Why Have Microsoft Been So Quiet About Windows 8

In case you missed it, we've had a great Windows 8 discussion going on here at gHacks in the last couple of days, one that is no doubt set to continue for a while yet in various forms as we look forward to the release of the Consumer Preview (beta) at the end of this month. One of the issues that people have highlighted with Windows 8 is the poor communication we've had so far from Microsoft. So why is this and what has caused it?

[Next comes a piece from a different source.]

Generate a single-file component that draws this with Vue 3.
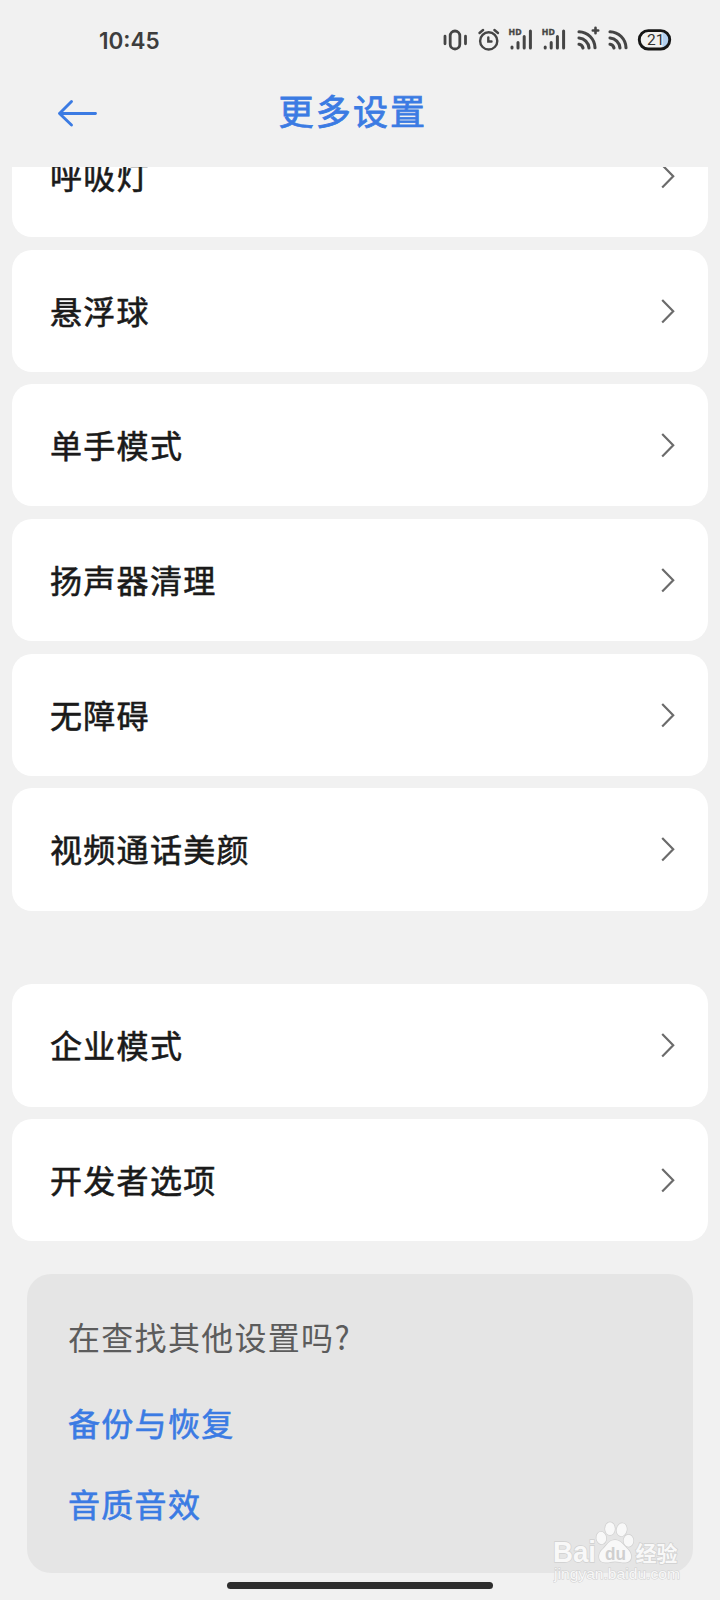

I'm writing this as an outsider looking in. I've no real idea why Microsoft have chosen to keep quiet on so many things, such as having Windows 8 default to the desktop as the main user interface which seems to be the biggest and most common question. I do have some insight into the company, the products and the people behind Windows 8 however, so hopefully I might be able to shed some light as to the reasons why, and what the historical perspective of this is.

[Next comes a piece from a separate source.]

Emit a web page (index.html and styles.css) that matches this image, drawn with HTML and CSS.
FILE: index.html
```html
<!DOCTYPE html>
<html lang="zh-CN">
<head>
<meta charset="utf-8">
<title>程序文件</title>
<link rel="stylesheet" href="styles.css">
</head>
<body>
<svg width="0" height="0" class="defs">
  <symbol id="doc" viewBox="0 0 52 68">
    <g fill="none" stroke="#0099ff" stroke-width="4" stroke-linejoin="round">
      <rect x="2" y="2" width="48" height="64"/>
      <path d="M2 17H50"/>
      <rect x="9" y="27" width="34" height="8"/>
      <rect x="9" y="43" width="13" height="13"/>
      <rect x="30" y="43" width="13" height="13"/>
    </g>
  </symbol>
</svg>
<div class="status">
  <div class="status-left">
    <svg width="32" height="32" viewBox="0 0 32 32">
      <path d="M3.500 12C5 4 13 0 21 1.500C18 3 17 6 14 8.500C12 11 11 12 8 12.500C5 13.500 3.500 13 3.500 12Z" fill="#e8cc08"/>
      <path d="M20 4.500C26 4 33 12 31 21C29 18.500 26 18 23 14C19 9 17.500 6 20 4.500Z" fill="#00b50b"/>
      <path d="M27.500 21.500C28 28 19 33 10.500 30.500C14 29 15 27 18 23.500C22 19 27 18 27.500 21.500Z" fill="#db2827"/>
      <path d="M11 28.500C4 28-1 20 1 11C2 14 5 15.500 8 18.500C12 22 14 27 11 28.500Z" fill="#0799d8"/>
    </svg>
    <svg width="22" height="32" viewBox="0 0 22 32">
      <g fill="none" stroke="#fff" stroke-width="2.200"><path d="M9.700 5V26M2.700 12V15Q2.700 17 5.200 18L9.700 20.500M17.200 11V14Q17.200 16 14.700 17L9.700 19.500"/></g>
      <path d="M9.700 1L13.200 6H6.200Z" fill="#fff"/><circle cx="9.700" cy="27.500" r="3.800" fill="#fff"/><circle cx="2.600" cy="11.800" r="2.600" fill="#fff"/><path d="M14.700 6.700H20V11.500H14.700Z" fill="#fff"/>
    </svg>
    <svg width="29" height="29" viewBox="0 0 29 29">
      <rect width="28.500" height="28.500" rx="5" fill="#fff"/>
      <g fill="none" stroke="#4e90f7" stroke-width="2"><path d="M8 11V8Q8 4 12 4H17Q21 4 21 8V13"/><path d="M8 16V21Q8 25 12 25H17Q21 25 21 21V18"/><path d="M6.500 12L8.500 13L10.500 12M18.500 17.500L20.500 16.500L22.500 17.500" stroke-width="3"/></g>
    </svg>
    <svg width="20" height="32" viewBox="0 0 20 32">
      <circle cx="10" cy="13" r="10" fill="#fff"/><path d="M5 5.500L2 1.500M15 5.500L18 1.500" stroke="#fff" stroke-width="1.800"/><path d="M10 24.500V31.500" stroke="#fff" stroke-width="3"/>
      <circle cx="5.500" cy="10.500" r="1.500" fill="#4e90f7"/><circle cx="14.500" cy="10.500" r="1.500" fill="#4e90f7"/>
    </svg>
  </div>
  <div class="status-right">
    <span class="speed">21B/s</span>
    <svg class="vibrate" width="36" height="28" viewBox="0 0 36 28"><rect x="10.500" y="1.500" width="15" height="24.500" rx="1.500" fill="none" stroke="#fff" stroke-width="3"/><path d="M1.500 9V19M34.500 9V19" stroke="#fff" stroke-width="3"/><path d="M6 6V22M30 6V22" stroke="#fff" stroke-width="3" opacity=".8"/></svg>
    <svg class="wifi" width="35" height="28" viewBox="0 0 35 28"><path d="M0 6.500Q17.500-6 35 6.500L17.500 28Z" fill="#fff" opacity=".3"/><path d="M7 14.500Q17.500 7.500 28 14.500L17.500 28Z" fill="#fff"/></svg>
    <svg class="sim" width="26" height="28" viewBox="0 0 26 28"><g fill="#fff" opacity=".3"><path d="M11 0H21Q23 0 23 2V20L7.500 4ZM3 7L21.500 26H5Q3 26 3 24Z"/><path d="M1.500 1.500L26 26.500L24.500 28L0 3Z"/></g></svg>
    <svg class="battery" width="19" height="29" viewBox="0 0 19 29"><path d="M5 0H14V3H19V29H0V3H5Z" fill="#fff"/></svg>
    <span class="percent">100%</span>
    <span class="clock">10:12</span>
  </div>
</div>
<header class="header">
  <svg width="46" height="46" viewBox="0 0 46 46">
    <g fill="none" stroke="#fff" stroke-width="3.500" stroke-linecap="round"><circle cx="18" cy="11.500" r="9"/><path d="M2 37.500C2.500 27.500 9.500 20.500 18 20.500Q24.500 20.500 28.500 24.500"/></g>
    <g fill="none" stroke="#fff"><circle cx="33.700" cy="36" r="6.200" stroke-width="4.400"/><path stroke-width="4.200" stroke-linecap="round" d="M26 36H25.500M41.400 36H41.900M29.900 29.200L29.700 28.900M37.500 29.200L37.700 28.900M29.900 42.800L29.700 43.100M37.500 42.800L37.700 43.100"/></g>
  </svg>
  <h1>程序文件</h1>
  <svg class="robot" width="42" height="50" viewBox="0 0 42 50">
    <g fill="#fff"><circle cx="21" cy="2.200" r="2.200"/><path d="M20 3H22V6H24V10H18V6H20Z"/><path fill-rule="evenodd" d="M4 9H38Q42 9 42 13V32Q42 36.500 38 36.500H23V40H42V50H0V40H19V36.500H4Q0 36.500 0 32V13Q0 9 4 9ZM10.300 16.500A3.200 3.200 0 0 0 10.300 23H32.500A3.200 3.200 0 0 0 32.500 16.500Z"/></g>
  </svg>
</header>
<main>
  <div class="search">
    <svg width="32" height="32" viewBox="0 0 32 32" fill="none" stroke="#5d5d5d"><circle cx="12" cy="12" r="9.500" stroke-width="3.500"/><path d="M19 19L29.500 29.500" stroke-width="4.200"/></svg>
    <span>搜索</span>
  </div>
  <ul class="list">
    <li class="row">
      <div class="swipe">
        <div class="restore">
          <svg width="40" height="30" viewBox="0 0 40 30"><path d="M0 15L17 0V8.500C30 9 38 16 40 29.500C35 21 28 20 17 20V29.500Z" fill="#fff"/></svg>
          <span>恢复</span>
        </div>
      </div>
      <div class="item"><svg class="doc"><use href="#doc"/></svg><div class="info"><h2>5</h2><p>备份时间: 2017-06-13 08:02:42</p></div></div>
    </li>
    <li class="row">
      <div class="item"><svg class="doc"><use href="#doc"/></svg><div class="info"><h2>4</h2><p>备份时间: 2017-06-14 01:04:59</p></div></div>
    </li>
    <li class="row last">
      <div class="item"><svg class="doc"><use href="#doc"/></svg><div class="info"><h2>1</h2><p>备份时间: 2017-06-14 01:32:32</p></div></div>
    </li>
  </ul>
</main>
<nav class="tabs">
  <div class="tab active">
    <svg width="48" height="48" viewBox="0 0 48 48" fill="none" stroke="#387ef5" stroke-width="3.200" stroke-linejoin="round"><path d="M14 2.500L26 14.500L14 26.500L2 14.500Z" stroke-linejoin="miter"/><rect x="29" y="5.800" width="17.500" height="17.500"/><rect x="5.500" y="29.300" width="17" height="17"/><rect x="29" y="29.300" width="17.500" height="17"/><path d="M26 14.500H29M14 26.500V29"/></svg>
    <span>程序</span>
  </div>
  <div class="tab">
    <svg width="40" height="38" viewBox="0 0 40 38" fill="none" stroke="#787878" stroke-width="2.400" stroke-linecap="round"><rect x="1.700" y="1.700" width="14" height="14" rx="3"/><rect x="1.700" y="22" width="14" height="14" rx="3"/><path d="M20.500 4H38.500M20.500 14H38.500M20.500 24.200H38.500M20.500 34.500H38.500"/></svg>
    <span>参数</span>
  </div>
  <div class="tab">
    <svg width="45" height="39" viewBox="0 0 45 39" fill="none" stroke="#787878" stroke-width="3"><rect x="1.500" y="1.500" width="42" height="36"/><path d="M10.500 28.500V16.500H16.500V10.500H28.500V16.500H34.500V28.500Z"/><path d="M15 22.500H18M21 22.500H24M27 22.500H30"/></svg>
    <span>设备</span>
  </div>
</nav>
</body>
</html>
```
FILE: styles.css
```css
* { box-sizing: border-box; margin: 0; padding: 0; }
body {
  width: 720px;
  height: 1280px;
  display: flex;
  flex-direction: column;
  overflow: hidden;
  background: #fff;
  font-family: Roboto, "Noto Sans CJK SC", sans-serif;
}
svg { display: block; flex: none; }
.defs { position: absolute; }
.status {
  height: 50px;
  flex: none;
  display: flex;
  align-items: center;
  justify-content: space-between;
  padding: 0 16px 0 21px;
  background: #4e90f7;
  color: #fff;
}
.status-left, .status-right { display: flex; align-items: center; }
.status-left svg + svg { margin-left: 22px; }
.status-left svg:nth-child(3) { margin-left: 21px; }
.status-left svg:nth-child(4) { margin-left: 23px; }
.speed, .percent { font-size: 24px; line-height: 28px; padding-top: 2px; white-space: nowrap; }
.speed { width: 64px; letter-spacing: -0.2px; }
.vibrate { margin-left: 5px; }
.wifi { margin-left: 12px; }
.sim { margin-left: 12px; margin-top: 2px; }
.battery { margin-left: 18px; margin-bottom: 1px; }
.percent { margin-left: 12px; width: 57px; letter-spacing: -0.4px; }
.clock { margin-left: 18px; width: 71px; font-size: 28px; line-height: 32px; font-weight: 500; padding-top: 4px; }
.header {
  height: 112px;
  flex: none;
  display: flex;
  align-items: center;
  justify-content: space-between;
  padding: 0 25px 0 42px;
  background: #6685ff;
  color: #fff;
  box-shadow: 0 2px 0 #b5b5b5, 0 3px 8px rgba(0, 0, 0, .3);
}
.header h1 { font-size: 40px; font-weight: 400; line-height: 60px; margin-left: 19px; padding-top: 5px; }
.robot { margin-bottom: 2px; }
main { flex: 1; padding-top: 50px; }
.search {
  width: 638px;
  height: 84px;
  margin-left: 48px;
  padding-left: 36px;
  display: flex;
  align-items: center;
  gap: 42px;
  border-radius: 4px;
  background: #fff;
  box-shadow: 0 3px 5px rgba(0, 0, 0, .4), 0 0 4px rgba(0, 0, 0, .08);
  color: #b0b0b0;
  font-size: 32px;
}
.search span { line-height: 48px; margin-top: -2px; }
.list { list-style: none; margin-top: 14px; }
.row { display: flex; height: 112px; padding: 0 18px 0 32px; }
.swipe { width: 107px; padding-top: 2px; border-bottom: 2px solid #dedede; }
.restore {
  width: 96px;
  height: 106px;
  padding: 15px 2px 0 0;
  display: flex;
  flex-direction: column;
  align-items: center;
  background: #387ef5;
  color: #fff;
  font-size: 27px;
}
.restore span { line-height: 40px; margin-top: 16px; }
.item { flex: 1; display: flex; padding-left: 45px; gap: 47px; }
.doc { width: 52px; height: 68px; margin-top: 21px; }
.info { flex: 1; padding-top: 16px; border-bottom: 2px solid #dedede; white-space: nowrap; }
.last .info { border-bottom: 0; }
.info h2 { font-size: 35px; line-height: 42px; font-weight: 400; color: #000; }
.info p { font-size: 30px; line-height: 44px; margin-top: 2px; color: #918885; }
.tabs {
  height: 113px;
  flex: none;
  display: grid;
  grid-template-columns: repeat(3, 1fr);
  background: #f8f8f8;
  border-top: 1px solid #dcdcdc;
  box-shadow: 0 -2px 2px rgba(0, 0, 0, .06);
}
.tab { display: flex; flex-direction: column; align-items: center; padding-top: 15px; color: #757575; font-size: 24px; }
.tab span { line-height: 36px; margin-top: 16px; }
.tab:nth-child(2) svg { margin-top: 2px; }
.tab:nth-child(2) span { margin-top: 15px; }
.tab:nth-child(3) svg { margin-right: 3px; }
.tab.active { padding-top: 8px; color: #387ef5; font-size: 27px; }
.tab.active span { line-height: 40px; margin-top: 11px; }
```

It was after this that the former head of Microsoft's Office division, Steven Sinofsky, took charge of Windows development. Sinofsky was already a very secretive man and much of the secrecy now revolves around him, his personality and his desire to make certain that the only information that makes it out into the public domain is the correct information.
Thus Microsoft launched the Building Windows 8 blog where Sinofsky and his team have been trickling out information steadily since shortly before the Developer Preview of Windows 8 was released. We can be certain that if Microsoft didn't need to get developers writing Metro apps we certainly wouldn't have seen Windows 8 then at all, and it wouldn't be appearing for the first time until now. This is because Sinofsky and the Windows development team hate releasing anything that's neither finished nor ready.
Alas this was what they had to do with the Developer Preview and, as such, it's had a lot of very bad, and probably equally unfair, press. What Microsoft didn't do was adjust their marketing strategy at the same time and, as such, the communication about the operating system has focused almost entirely on what's new, what's cool, where huge improvements have been made, but that it has not actually been answering many of the questions people have been asking.
This could be because at the time the answers to those questions simply didn't exist. Don't forget that Windows 8 still had an awful lot of development to get through after the DP was signed off at the beginning of last August. That's a long time ago now. It could equally be though that it wasn't the discussion Microsoft wanted to have. For example, telling IT Pros that they could simply switch to the desktop as their default UI could very well have undermined all the work they have been doing getting the world, and software developers, excited about Metro. After all, if Metro was something that could just be switched off, why would people worry about it and you'd very quickly find it being relegated to a minor sub-feature in Windows like Media Centre.
I may be wrong with my assumptions and assertions here, but it's certainly true that nobody within Microsoft is coming up with the answers. This might change in the coming weeks or it might not. One thing is for certain though, the wider world is simply not going to stop asking.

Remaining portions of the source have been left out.